* [Exercise description]:
Restate the whole of the material. Keep every word, and drop the pictures.

* [Available data]:
— Begin —

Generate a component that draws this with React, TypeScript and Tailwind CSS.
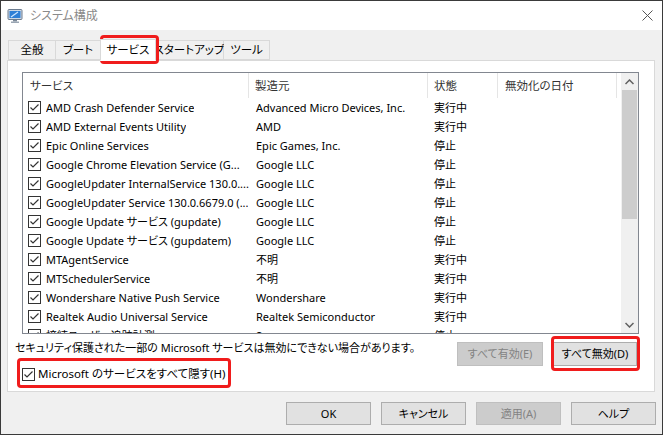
import React from "react";

type Row = { name: string; maker: string; status: string };

const rows: Row[] = [
  { name: "AMD Crash Defender Service", maker: "Advanced Micro Devices, Inc.", status: "実行中" },
  { name: "AMD External Events Utility", maker: "AMD", status: "実行中" },
  { name: "Epic Online Services", maker: "Epic Games, Inc.", status: "停止" },
  { name: "Google Chrome Elevation Service (G...", maker: "Google LLC", status: "停止" },
  { name: "GoogleUpdater InternalService 130.0....", maker: "Google LLC", status: "停止" },
  { name: "GoogleUpdater Service 130.0.6679.0 (...", maker: "Google LLC", status: "停止" },
  { name: "Google Update サービス (gupdate)", maker: "Google LLC", status: "停止" },
  { name: "Google Update サービス (gupdatem)", maker: "Google LLC", status: "停止" },
  { name: "MTAgentService", maker: "不明", status: "実行中" },
  { name: "MTSchedulerService", maker: "不明", status: "実行中" },
  { name: "Wondershare Native Push Service", maker: "Wondershare", status: "実行中" },
  { name: "Realtek Audio Universal Service", maker: "Realtek Semiconductor", status: "実行中" },
  { name: "接続ユーザー追跡計測", maker: "Sa", status: "停止" },
];

const tabs = [
  { label: "全般", w: "w-[48px]" },
  { label: "ブート", w: "w-[45px]" },
  { label: "サービス", w: "w-[56px]", active: true },
  { label: "スタートアップ", w: "w-[69px]" },
  { label: "ツール", w: "w-[46px]" },
];

function CheckBox() {
  return (
    <svg width="13" height="13" viewBox="0 0 13 13" className="shrink-0">
      <rect x="0.5" y="0.5" width="12" height="12" fill="#fff" stroke="#333" />
      <polyline points="2.5,6.5 5,9 10.5,3.5" fill="none" stroke="#333" strokeWidth="1.2" />
    </svg>
  );
}

function WinButton({ label, disabled }: { label: string; disabled?: boolean }) {
  return (
    <div
      className={
        disabled
          ? "w-[85px] h-[23px] flex items-center justify-center border border-[#bfbfbf] bg-[#cccccc] text-[#838383]"
          : "w-[85px] h-[23px] flex items-center justify-center border border-[#adadad] bg-[#e1e1e1] text-black"
      }
    >
      {label}
    </div>
  );
}

export default function App() {
  return (
    <div className="relative w-[663px] h-[435px] border border-[#3a3a3a] bg-[#f0f0f0] flex flex-col text-[11px] leading-[16px] text-black font-['Noto_Sans','Noto_Sans_CJK_JP',sans-serif] [font-feature-settings:'palt'] overflow-hidden whitespace-nowrap">
      {/* Title bar */}
      <div className="h-[29px] bg-white flex items-center pl-[6px] pr-[8px] shrink-0">
        <svg width="16" height="16" viewBox="0 0 16 16">
          <rect x="1" y="1.5" width="14" height="10" rx="1" fill="#cfd8e3" stroke="#6b7b8f" />
          <rect x="2.5" y="3" width="11" height="7" fill="#2f7fd6" />
          <path d="M4 9 L11 4" stroke="#cfe6ff" strokeWidth="1.2" />
          <rect x="6" y="12" width="4" height="1.5" fill="#7d8a99" />
          <rect x="4" y="13.5" width="8" height="1.5" fill="#9aa6b3" />
        </svg>
        <span className="ml-[7px] text-[12px] text-[#8a8a8a]">システム構成</span>
        <div className="flex-1" />
        <svg width="11" height="11" viewBox="0 0 11 11" className="mr-[1px]">
          <path d="M0.5 0.5 L10.5 10.5 M10.5 0.5 L0.5 10.5" stroke="#555" strokeWidth="1" />
        </svg>
      </div>

      {/* Tabs */}
      <div className="flex items-end h-[30px] pl-[7px] shrink-0 text-[11.5px]">
        <div className="flex items-end">
          {tabs.map((t) =>
            t.active ? (
              <div
                key={t.label}
                className={`${t.w} h-[22px] -mx-[1px] relative z-10 -mb-px bg-white border border-[#d9d9d9] border-b-white flex items-center justify-center`}
              >
                {t.label}
              </div>
            ) : (
              <div
                key={t.label}
                className={`${t.w} h-[20px] border border-[#d9d9d9] border-l-0 first:border-l bg-[#f0f0f0] flex items-center justify-center`}
              >
                {t.label}
              </div>
            )
          )}
        </div>
      </div>

      {/* Panel */}
      <div className="ml-[6px] w-[648px] h-[332px] border border-[#d9d9d9] bg-white flex flex-col shrink-0">
        {/* List */}
        <div className="mt-[11px] ml-[14px] w-[617px] h-[262px] border border-[#828790] flex overflow-hidden">
          <div className="flex-1 flex flex-col overflow-hidden">
            <div className="h-[25px] flex shrink-0 text-[#333] text-[11.5px]">
              <div className="w-[226px] pl-[7px] flex items-center border-r border-[#e5e5e5]">サービス</div>
              <div className="w-[179px] pl-[6px] flex items-center border-r border-[#e5e5e5]">製造元</div>
              <div className="w-[70px] pl-[6px] flex items-center border-r border-[#e5e5e5]">状態</div>
              <div className="w-[119px] pl-[7px] flex items-center border-r border-[#e5e5e5]">無効化の日付</div>
            </div>
            {rows.map((r) => (
              <div key={r.name} className="h-[19px] flex items-center shrink-0">
                <div className="w-[226px] pl-[5px] flex items-center gap-[5px] overflow-hidden">
                  <CheckBox />
                  <span className="overflow-hidden">{r.name}</span>
                </div>
                <div className="w-[179px] pl-[7px] overflow-hidden">{r.maker}</div>
                <div className="w-[70px] pl-[6px]">{r.status}</div>
              </div>
            ))}
          </div>
          {/* Scrollbar */}
          <div className="w-[17px] bg-[#f0f0f0] flex flex-col shrink-0">
            <div className="h-[17px] flex items-center justify-center">
              <svg width="9" height="6" viewBox="0 0 9 6">
                <path d="M0.5 5 L4.5 1 L8.5 5" fill="none" stroke="#606060" strokeWidth="1.5" />
              </svg>
            </div>
            <div className="mx-[1px] h-[129px] bg-[#cdcdcd]" />
            <div className="flex-1" />
            <div className="h-[17px] flex items-center justify-center">
              <svg width="9" height="6" viewBox="0 0 9 6">
                <path d="M0.5 1 L4.5 5 L8.5 1" fill="none" stroke="#606060" strokeWidth="1.5" />
              </svg>
            </div>
          </div>
        </div>

        {/* Notice + buttons */}
        <div className="mt-[6px] flex items-start pr-[17px]">
          <span className="pl-[7px] flex-1">セキュリティ保護された一部の Microsoft サービスは無効にできない場合があります。</span>
          <div className="mt-[2px] flex gap-[10px]">
            <div className="w-[86px] h-[24px] flex items-center justify-center border border-[#bfbfbf] bg-[#cccccc] text-[#838383]">
              すべて有効(E)
            </div>
            <div className="w-[84px] h-[24px] flex items-center justify-center border border-[#adadad] bg-[#e1e1e1]">
              すべて無効(D)
            </div>
          </div>
        </div>

        <div className="ml-[14px] flex items-center gap-[3px] h-[16px] text-[11.5px]">
          <CheckBox />
          <span>Microsoft のサービスをすべて隠す(H)</span>
        </div>
      </div>

      {/* Dialog buttons */}
      <div className="mt-[10px] flex justify-end gap-[10px] pr-[6px]">
        <WinButton label="OK" />
        <WinButton label="キャンセル" />
        <WinButton label="適用(A)" disabled />
        <WinButton label="ヘルプ" />
      </div>

      {/* Red annotation boxes */}
      <div className="absolute left-[99px] top-[34px] w-[59px] h-[29px] border-[3px] border-[#f01c1c] rounded-[4px] pointer-events-none" />
      <div className="absolute left-[550px] top-[335px] w-[89px] h-[35px] border-[3px] border-[#f01c1c] rounded-[4px] pointer-events-none" />
      <div className="absolute left-[16px] top-[357px] w-[214px] h-[30px] border-[3px] border-[#f01c1c] rounded-[4px] pointer-events-none" />
    </div>
  );
}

— End —

* [Answer in full]:
Generate a component that draws this with React, TypeScript and Tailwind CSS.
import React from "react";

type Row = { name: string; maker: string; status: string };

const rows: Row[] = [
  { name: "AMD Crash Defender Service", maker: "Advanced Micro Devices, Inc.", status: "実行中" },
  { name: "AMD External Events Utility", maker: "AMD", status: "実行中" },
  { name: "Epic Online Services", maker: "Epic Games, Inc.", status: "停止" },
  { name: "Google Chrome Elevation Service (G...", maker: "Google LLC", status: "停止" },
  { name: "GoogleUpdater InternalService 130.0....", maker: "Google LLC", status: "停止" },
  { name: "GoogleUpdater Service 130.0.6679.0 (...", maker: "Google LLC", status: "停止" },
  { name: "Google Update サービス (gupdate)", maker: "Google LLC", status: "停止" },
  { name: "Google Update サービス (gupdatem)", maker: "Google LLC", status: "停止" },
  { name: "MTAgentService", maker: "不明", status: "実行中" },
  { name: "MTSchedulerService", maker: "不明", status: "実行中" },
  { name: "Wondershare Native Push Service", maker: "Wondershare", status: "実行中" },
  { name: "Realtek Audio Universal Service", maker: "Realtek Semiconductor", status: "実行中" },
  { name: "接続ユーザー追跡計測", maker: "Sa", status: "停止" },
];

const tabs = [
  { label: "全般", w: "w-[48px]" },
  { label: "ブート", w: "w-[45px]" },
  { label: "サービス", w: "w-[56px]", active: true },
  { label: "スタートアップ", w: "w-[69px]" },
  { label: "ツール", w: "w-[46px]" },
];

function CheckBox() {
  return (
    <svg width="13" height="13" viewBox="0 0 13 13" className="shrink-0">
      <rect x="0.5" y="0.5" width="12" height="12" fill="#fff" stroke="#333" />
      <polyline points="2.5,6.5 5,9 10.5,3.5" fill="none" stroke="#333" strokeWidth="1.2" />
    </svg>
  );
}

function WinButton({ label, disabled }: { label: string; disabled?: boolean }) {
  return (
    <div
      className={
        disabled
          ? "w-[85px] h-[23px] flex items-center justify-center border border-[#bfbfbf] bg-[#cccccc] text-[#838383]"
          : "w-[85px] h-[23px] flex items-center justify-center border border-[#adadad] bg-[#e1e1e1] text-black"
      }
    >
      {label}
    </div>
  );
}

export default function App() {
  return (
    <div className="relative w-[663px] h-[435px] border border-[#3a3a3a] bg-[#f0f0f0] flex flex-col text-[11px] leading-[16px] text-black font-['Noto_Sans','Noto_Sans_CJK_JP',sans-serif] [font-feature-settings:'palt'] overflow-hidden whitespace-nowrap">
      {/* Title bar */}
      <div className="h-[29px] bg-white flex items-center pl-[6px] pr-[8px] shrink-0">
        <svg width="16" height="16" viewBox="0 0 16 16">
          <rect x="1" y="1.5" width="14" height="10" rx="1" fill="#cfd8e3" stroke="#6b7b8f" />
          <rect x="2.5" y="3" width="11" height="7" fill="#2f7fd6" />
          <path d="M4 9 L11 4" stroke="#cfe6ff" strokeWidth="1.2" />
          <rect x="6" y="12" width="4" height="1.5" fill="#7d8a99" />
          <rect x="4" y="13.5" width="8" height="1.5" fill="#9aa6b3" />
        </svg>
        <span className="ml-[7px] text-[12px] text-[#8a8a8a]">システム構成</span>
        <div className="flex-1" />
        <svg width="11" height="11" viewBox="0 0 11 11" className="mr-[1px]">
          <path d="M0.5 0.5 L10.5 10.5 M10.5 0.5 L0.5 10.5" stroke="#555" strokeWidth="1" />
        </svg>
      </div>

      {/* Tabs */}
      <div className="flex items-end h-[30px] pl-[7px] shrink-0 text-[11.5px]">
        <div className="flex items-end">
          {tabs.map((t) =>
            t.active ? (
              <div
                key={t.label}
                className={`${t.w} h-[22px] -mx-[1px] relative z-10 -mb-px bg-white border border-[#d9d9d9] border-b-white flex items-center justify-center`}
              >
                {t.label}
              </div>
            ) : (
              <div
                key={t.label}
                className={`${t.w} h-[20px] border border-[#d9d9d9] border-l-0 first:border-l bg-[#f0f0f0] flex items-center justify-center`}
              >
                {t.label}
              </div>
            )
          )}
        </div>
      </div>

      {/* Panel */}
      <div className="ml-[6px] w-[648px] h-[332px] border border-[#d9d9d9] bg-white flex flex-col shrink-0">
        {/* List */}
        <div className="mt-[11px] ml-[14px] w-[617px] h-[262px] border border-[#828790] flex overflow-hidden">
          <div className="flex-1 flex flex-col overflow-hidden">
            <div className="h-[25px] flex shrink-0 text-[#333] text-[11.5px]">
              <div className="w-[226px] pl-[7px] flex items-center border-r border-[#e5e5e5]">サービス</div>
              <div className="w-[179px] pl-[6px] flex items-center border-r border-[#e5e5e5]">製造元</div>
              <div className="w-[70px] pl-[6px] flex items-center border-r border-[#e5e5e5]">状態</div>
              <div className="w-[119px] pl-[7px] flex items-center border-r border-[#e5e5e5]">無効化の日付</div>
            </div>
            {rows.map((r) => (
              <div key={r.name} className="h-[19px] flex items-center shrink-0">
                <div className="w-[226px] pl-[5px] flex items-center gap-[5px] overflow-hidden">
                  <CheckBox />
                  <span className="overflow-hidden">{r.name}</span>
                </div>
                <div className="w-[179px] pl-[7px] overflow-hidden">{r.maker}</div>
                <div className="w-[70px] pl-[6px]">{r.status}</div>
              </div>
            ))}
          </div>
          {/* Scrollbar */}
          <div className="w-[17px] bg-[#f0f0f0] flex flex-col shrink-0">
            <div className="h-[17px] flex items-center justify-center">
              <svg width="9" height="6" viewBox="0 0 9 6">
                <path d="M0.5 5 L4.5 1 L8.5 5" fill="none" stroke="#606060" strokeWidth="1.5" />
              </svg>
            </div>
            <div className="mx-[1px] h-[129px] bg-[#cdcdcd]" />
            <div className="flex-1" />
            <div className="h-[17px] flex items-center justify-center">
              <svg width="9" height="6" viewBox="0 0 9 6">
                <path d="M0.5 1 L4.5 5 L8.5 1" fill="none" stroke="#606060" strokeWidth="1.5" />
              </svg>
            </div>
          </div>
        </div>

        {/* Notice + buttons */}
        <div className="mt-[6px] flex items-start pr-[17px]">
          <span className="pl-[7px] flex-1">セキュリティ保護された一部の Microsoft サービスは無効にできない場合があります。</span>
          <div className="mt-[2px] flex gap-[10px]">
            <div className="w-[86px] h-[24px] flex items-center justify-center border border-[#bfbfbf] bg-[#cccccc] text-[#838383]">
              すべて有効(E)
            </div>
            <div className="w-[84px] h-[24px] flex items-center justify-center border border-[#adadad] bg-[#e1e1e1]">
              すべて無効(D)
            </div>
          </div>
        </div>

        <div className="ml-[14px] flex items-center gap-[3px] h-[16px] text-[11.5px]">
          <CheckBox />
          <span>Microsoft のサービスをすべて隠す(H)</span>
        </div>
      </div>

      {/* Dialog buttons */}
      <div className="mt-[10px] flex justify-end gap-[10px] pr-[6px]">
        <WinButton label="OK" />
        <WinButton label="キャンセル" />
        <WinButton label="適用(A)" disabled />
        <WinButton label="ヘルプ" />
      </div>

      {/* Red annotation boxes */}
      <div className="absolute left-[99px] top-[34px] w-[59px] h-[29px] border-[3px] border-[#f01c1c] rounded-[4px] pointer-events-none" />
      <div className="absolute left-[550px] top-[335px] w-[89px] h-[35px] border-[3px] border-[#f01c1c] rounded-[4px] pointer-events-none" />
      <div className="absolute left-[16px] top-[357px] w-[214px] h-[30px] border-[3px] border-[#f01c1c] rounded-[4px] pointer-events-none" />
    </div>
  );
}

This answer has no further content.